* SUPPLIED ENTRIES *
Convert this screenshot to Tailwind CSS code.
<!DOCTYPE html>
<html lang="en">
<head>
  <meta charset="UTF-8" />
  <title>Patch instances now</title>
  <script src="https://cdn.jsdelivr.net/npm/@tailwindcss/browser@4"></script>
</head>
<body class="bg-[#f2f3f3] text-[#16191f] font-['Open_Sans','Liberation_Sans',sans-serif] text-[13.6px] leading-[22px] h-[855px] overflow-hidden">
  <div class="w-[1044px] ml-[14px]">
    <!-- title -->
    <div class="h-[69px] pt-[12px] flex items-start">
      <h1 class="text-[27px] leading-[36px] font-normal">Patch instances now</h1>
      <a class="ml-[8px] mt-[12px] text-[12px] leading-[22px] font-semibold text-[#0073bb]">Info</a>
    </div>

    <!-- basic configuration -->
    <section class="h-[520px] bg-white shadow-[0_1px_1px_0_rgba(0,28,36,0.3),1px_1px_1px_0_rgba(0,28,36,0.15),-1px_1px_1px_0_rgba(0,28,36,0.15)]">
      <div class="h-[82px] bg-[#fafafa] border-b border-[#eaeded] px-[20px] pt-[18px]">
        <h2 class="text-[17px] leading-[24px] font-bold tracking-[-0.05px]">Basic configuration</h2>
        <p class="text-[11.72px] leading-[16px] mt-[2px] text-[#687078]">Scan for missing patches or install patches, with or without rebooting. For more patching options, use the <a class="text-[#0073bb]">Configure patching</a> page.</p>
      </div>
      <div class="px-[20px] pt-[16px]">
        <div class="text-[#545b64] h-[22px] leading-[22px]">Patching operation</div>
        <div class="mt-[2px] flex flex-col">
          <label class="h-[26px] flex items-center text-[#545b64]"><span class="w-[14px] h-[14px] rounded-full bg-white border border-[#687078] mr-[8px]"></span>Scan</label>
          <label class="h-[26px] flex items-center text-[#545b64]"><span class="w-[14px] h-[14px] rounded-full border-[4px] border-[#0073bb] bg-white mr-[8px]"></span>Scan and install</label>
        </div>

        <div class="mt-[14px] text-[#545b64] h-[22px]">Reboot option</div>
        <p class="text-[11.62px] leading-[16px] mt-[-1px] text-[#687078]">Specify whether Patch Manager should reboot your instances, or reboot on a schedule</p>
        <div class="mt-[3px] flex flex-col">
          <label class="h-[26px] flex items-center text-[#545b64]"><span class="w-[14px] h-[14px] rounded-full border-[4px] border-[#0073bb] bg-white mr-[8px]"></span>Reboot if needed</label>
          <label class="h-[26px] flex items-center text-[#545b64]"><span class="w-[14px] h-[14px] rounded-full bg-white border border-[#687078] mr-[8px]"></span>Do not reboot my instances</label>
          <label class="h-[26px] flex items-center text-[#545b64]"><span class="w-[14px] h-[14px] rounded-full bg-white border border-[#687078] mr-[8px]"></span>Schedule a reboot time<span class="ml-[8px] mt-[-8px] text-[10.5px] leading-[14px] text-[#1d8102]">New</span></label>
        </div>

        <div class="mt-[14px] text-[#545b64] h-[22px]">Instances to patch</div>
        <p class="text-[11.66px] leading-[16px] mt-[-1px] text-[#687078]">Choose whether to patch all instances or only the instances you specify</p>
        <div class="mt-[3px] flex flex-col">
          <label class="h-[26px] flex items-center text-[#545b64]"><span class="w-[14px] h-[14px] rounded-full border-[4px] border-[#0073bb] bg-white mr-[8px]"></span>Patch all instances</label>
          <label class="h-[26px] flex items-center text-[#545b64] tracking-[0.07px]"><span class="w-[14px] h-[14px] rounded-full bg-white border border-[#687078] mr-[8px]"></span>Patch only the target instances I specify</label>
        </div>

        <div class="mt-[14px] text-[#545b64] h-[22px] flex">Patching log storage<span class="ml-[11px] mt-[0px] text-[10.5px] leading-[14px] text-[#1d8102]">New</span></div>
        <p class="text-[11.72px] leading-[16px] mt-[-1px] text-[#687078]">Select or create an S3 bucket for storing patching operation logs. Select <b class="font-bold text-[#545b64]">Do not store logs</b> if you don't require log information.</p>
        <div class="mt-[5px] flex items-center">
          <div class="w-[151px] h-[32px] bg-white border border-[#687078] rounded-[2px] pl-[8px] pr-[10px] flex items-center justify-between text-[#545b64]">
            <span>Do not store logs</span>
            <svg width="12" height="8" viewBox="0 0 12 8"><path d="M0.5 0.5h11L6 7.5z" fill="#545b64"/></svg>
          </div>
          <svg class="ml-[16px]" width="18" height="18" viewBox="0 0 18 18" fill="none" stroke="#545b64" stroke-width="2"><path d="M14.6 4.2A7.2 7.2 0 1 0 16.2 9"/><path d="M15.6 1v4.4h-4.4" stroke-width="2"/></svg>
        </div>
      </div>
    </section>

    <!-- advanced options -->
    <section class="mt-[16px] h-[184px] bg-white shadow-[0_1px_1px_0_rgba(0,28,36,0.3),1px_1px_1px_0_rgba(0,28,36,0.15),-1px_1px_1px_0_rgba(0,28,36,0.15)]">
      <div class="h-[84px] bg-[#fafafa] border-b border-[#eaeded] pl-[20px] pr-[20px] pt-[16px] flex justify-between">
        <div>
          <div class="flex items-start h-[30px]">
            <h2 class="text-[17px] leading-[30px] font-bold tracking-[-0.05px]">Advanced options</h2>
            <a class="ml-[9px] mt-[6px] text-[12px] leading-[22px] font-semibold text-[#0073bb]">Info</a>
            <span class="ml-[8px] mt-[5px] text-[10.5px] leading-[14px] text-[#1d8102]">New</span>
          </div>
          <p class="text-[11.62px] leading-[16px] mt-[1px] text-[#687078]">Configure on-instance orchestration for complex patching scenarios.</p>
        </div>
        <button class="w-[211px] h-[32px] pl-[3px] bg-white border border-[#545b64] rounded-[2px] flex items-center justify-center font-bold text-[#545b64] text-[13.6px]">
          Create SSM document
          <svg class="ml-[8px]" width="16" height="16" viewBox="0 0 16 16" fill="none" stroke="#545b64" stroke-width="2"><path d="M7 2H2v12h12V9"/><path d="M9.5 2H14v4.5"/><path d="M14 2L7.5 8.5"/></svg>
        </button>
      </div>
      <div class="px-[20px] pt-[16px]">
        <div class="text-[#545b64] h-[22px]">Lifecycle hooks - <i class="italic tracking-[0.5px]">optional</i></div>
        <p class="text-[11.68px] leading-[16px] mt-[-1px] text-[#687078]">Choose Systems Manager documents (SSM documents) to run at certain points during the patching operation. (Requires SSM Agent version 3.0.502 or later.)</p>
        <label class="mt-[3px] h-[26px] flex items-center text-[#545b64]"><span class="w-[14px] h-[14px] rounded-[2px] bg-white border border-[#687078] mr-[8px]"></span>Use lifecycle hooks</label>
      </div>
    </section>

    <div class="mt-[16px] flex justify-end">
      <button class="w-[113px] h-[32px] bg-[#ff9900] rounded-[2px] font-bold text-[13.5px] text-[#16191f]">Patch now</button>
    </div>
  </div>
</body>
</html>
==
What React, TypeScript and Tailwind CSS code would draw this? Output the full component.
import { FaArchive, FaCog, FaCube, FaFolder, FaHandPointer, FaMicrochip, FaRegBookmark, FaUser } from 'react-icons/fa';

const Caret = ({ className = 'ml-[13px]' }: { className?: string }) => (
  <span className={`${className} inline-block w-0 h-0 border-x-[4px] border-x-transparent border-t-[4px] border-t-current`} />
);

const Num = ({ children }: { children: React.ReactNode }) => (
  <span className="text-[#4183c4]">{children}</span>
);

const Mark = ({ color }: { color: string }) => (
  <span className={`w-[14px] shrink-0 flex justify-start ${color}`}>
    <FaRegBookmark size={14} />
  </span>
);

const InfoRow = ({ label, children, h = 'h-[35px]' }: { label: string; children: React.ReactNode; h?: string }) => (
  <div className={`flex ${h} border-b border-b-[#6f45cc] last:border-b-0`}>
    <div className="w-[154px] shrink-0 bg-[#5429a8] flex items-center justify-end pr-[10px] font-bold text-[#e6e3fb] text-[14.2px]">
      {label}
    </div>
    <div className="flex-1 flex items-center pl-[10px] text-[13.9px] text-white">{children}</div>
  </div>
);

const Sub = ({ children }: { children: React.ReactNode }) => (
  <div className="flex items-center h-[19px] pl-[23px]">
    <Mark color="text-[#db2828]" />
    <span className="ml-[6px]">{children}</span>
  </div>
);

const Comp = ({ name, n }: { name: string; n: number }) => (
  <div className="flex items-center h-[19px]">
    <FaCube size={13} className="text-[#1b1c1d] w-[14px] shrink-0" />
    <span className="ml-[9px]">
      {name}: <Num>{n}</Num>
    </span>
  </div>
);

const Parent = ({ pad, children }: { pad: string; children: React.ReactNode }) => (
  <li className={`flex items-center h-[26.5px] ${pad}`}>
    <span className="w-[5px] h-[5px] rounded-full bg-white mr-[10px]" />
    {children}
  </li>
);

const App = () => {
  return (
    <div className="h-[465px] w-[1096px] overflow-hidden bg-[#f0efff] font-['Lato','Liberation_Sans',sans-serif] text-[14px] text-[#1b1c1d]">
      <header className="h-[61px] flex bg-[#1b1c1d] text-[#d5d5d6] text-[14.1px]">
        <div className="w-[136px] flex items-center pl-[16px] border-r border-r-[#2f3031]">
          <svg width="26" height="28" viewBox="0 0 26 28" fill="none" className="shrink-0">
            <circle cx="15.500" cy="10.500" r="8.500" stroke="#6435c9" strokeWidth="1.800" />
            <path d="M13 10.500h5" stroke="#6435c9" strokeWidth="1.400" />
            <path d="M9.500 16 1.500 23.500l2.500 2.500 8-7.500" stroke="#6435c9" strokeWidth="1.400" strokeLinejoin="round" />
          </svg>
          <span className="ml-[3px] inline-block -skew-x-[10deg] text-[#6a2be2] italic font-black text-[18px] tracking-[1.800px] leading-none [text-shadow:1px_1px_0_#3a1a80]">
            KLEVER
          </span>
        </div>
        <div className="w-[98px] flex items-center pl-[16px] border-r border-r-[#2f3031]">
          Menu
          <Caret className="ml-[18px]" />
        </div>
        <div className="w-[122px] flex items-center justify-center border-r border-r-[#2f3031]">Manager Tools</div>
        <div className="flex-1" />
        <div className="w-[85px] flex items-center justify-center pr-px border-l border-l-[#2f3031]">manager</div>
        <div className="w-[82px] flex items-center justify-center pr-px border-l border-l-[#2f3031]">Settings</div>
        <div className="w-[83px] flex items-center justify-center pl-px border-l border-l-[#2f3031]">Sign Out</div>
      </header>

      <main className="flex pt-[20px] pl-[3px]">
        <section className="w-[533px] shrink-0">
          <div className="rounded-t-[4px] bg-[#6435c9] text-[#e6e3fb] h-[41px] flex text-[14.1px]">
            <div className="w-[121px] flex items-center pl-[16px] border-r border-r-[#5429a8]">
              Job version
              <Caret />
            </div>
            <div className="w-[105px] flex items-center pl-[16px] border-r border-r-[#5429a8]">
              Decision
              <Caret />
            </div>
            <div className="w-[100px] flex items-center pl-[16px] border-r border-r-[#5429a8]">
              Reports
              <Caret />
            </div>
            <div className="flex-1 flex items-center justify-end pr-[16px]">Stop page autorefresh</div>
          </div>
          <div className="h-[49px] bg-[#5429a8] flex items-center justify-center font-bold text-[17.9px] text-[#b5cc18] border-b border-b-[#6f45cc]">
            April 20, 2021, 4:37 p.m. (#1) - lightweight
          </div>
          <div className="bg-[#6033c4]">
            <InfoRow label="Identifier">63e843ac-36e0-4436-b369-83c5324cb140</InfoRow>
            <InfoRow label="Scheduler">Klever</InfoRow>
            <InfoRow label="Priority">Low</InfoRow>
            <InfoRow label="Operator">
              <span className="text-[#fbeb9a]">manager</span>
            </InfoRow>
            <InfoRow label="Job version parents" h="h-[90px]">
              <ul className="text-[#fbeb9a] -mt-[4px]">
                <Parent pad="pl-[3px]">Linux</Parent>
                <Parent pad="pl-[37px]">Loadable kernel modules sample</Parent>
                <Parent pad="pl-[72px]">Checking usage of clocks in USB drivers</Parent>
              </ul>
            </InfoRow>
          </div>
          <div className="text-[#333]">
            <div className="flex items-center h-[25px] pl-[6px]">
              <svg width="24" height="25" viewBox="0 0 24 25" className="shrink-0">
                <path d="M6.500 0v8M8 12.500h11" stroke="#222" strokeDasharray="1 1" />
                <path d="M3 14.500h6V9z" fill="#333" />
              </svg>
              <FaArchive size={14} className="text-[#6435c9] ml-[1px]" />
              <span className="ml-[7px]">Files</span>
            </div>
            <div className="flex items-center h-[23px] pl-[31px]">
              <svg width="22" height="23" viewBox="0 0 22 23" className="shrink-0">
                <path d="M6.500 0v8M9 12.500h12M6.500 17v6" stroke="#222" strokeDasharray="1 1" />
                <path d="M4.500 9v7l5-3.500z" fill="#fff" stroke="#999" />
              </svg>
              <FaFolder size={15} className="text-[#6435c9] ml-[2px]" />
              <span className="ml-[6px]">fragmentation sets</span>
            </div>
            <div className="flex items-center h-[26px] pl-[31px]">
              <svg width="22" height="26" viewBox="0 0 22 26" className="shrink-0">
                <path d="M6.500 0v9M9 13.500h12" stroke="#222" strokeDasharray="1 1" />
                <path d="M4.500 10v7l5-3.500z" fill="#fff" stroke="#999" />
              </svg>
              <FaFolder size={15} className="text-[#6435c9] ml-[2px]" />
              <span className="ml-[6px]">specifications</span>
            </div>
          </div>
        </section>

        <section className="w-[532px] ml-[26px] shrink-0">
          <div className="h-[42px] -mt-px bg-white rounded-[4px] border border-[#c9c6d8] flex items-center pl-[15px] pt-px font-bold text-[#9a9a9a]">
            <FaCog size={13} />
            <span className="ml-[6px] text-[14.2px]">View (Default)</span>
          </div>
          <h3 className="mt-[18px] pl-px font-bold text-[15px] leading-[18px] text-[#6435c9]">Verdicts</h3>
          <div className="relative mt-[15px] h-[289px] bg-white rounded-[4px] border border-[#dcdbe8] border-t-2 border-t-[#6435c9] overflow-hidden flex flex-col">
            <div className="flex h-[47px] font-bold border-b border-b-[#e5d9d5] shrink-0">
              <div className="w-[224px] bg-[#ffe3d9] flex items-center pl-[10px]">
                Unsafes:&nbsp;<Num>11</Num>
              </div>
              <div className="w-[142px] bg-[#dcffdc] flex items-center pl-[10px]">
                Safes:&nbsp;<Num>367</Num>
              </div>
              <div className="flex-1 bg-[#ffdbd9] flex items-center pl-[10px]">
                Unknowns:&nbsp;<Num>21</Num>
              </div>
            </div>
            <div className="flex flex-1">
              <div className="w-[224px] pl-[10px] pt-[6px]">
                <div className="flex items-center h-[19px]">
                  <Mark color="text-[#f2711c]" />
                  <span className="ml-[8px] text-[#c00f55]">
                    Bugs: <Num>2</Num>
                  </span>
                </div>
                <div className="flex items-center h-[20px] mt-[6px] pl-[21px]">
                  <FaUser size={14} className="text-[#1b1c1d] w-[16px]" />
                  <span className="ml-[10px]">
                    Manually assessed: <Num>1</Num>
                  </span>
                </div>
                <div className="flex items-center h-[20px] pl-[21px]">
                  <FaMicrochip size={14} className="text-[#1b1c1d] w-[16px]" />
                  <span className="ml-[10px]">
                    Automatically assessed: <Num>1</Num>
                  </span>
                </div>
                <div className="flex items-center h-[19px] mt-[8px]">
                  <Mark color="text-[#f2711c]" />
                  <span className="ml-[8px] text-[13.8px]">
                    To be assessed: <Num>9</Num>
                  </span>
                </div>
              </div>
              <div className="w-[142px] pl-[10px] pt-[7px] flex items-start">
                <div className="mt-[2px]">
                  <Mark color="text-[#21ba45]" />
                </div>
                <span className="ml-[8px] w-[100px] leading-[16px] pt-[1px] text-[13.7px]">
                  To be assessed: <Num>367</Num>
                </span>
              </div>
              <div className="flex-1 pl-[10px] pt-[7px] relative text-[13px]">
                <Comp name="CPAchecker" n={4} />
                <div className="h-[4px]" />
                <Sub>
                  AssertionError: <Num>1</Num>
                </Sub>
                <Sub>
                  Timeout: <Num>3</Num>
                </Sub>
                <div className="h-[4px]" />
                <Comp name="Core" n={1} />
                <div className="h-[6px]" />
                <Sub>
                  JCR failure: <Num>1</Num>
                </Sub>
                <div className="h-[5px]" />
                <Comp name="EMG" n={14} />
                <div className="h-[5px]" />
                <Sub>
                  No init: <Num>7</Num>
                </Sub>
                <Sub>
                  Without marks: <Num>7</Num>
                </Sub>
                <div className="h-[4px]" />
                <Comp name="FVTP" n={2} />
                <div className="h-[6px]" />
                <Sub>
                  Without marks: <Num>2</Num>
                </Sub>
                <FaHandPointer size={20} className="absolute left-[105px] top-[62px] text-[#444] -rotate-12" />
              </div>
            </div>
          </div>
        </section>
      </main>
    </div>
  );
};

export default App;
---
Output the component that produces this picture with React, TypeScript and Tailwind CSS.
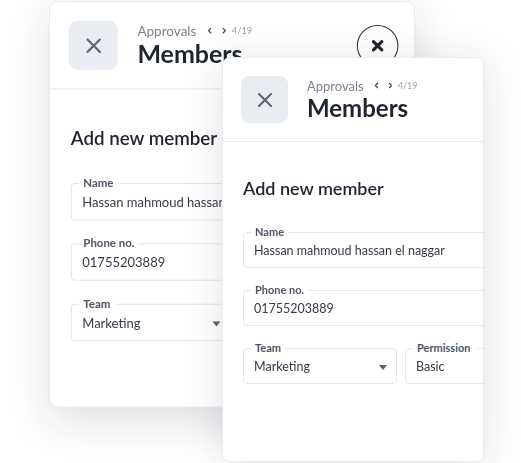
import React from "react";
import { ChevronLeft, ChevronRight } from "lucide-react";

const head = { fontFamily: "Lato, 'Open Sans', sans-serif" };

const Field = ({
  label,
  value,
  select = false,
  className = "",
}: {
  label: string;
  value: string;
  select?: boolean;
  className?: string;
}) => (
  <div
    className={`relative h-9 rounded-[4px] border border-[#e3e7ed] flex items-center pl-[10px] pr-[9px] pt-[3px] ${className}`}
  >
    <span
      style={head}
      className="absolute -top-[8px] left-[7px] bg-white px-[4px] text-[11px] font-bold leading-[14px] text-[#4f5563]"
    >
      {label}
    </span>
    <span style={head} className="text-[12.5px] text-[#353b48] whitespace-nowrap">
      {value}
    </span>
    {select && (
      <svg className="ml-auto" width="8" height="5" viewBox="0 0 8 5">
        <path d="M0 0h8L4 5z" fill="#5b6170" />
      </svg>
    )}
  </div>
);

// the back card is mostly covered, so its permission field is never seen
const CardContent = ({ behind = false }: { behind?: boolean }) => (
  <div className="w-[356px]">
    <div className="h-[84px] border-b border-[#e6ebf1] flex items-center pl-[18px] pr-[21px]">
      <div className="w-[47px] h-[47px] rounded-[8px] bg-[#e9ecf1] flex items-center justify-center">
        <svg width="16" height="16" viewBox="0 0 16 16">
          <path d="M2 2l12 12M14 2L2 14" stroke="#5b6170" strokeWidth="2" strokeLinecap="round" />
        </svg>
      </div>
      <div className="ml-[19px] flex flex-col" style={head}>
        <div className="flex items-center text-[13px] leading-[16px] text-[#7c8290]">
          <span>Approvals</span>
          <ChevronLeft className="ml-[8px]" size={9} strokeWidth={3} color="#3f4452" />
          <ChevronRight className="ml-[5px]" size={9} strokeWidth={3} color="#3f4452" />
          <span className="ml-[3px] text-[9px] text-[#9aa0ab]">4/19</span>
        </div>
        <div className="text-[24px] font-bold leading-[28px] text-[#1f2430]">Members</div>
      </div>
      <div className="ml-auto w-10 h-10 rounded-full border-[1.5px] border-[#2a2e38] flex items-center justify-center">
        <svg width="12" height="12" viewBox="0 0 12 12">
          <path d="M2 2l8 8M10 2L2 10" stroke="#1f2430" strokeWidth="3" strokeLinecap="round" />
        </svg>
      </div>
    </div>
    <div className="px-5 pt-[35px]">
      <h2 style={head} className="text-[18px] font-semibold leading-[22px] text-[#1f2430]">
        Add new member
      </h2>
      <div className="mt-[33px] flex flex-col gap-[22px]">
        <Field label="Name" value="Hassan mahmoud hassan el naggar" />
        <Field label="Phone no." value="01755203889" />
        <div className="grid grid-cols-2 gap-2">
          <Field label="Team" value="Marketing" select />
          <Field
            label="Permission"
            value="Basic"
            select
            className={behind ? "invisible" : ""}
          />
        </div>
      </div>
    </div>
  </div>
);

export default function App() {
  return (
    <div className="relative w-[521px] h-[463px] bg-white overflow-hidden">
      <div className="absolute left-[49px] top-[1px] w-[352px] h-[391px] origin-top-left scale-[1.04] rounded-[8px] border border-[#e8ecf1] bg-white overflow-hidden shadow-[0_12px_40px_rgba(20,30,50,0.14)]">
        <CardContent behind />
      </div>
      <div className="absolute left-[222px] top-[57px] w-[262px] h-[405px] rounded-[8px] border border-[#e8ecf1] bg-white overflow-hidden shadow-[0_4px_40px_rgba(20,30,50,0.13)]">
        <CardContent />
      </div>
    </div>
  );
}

* INSTRUCTIONS TO FOLLOW *
Everything from the line containing "What React, TypeScript" down to the line containing "FaMicrochip, FaRegBookmark, FaUser" should be retyped exactly, both lines included, and nothing more.

* SOLUTION TO THE EXERCISE *
What React, TypeScript and Tailwind CSS code would draw this? Output the full component.
import { FaArchive, FaCog, FaCube, FaFolder, FaHandPointer, FaMicrochip, FaRegBookmark, FaUser } from 'react-icons/fa';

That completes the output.